What you are asked to do.
Without including any images, reproduce each entry exactly.

Material shown.
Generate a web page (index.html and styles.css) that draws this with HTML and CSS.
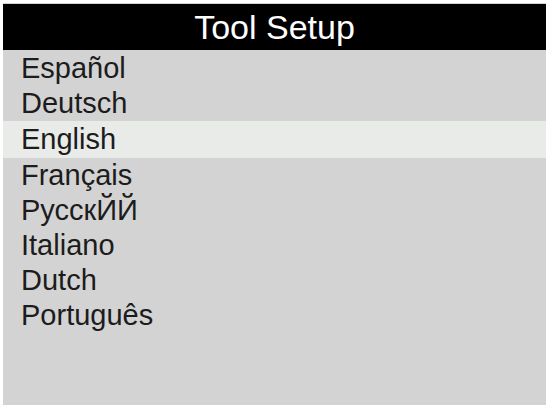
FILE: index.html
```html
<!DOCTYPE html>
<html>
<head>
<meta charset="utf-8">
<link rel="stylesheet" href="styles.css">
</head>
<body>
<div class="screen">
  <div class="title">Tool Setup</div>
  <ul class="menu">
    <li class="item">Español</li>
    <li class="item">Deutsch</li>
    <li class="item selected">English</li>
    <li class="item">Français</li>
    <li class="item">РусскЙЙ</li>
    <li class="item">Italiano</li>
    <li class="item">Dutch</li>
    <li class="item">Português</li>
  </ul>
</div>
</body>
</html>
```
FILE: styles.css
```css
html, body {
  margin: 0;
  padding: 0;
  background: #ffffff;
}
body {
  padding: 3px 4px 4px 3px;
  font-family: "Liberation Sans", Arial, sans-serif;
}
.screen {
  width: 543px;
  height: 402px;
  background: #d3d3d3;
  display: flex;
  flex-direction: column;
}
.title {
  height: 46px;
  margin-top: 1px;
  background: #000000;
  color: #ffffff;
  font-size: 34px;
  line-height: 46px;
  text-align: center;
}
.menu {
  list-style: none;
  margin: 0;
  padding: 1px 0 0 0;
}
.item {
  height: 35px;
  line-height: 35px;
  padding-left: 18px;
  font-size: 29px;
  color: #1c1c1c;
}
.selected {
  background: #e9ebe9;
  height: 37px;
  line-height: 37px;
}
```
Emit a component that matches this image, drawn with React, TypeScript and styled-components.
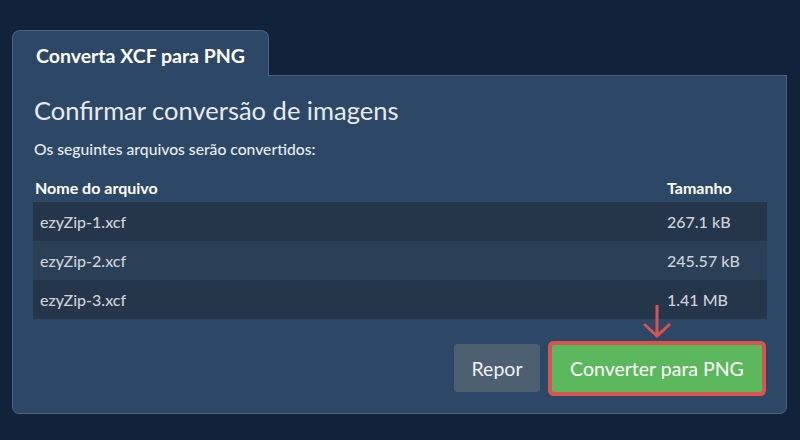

Result of this exercise.
Generate a web page (index.html and styles.css) that draws this with HTML and CSS.
FILE: index.html
```html
<!DOCTYPE html>
<html>
<head>
<meta charset="utf-8">
<link rel="stylesheet" href="styles.css">
</head>
<body>
<div class="screen">
  <div class="title">Tool Setup</div>
  <ul class="menu">
    <li class="item">Español</li>
    <li class="item">Deutsch</li>
    <li class="item selected">English</li>
    <li class="item">Français</li>
    <li class="item">РусскЙЙ</li>
    <li class="item">Italiano</li>
    <li class="item">Dutch</li>
    <li class="item">Português</li>
  </ul>
</div>
</body>
</html>
```
FILE: styles.css
```css
html, body {
  margin: 0;
  padding: 0;
  background: #ffffff;
}
body {
  padding: 3px 4px 4px 3px;
  font-family: "Liberation Sans", Arial, sans-serif;
}
.screen {
  width: 543px;
  height: 402px;
  background: #d3d3d3;
  display: flex;
  flex-direction: column;
}
.title {
  height: 46px;
  margin-top: 1px;
  background: #000000;
  color: #ffffff;
  font-size: 34px;
  line-height: 46px;
  text-align: center;
}
.menu {
  list-style: none;
  margin: 0;
  padding: 1px 0 0 0;
}
.item {
  height: 35px;
  line-height: 35px;
  padding-left: 18px;
  font-size: 29px;
  color: #1c1c1c;
}
.selected {
  background: #e9ebe9;
  height: 37px;
  line-height: 37px;
}
```
Emit a component that matches this image, drawn with React, TypeScript and styled-components.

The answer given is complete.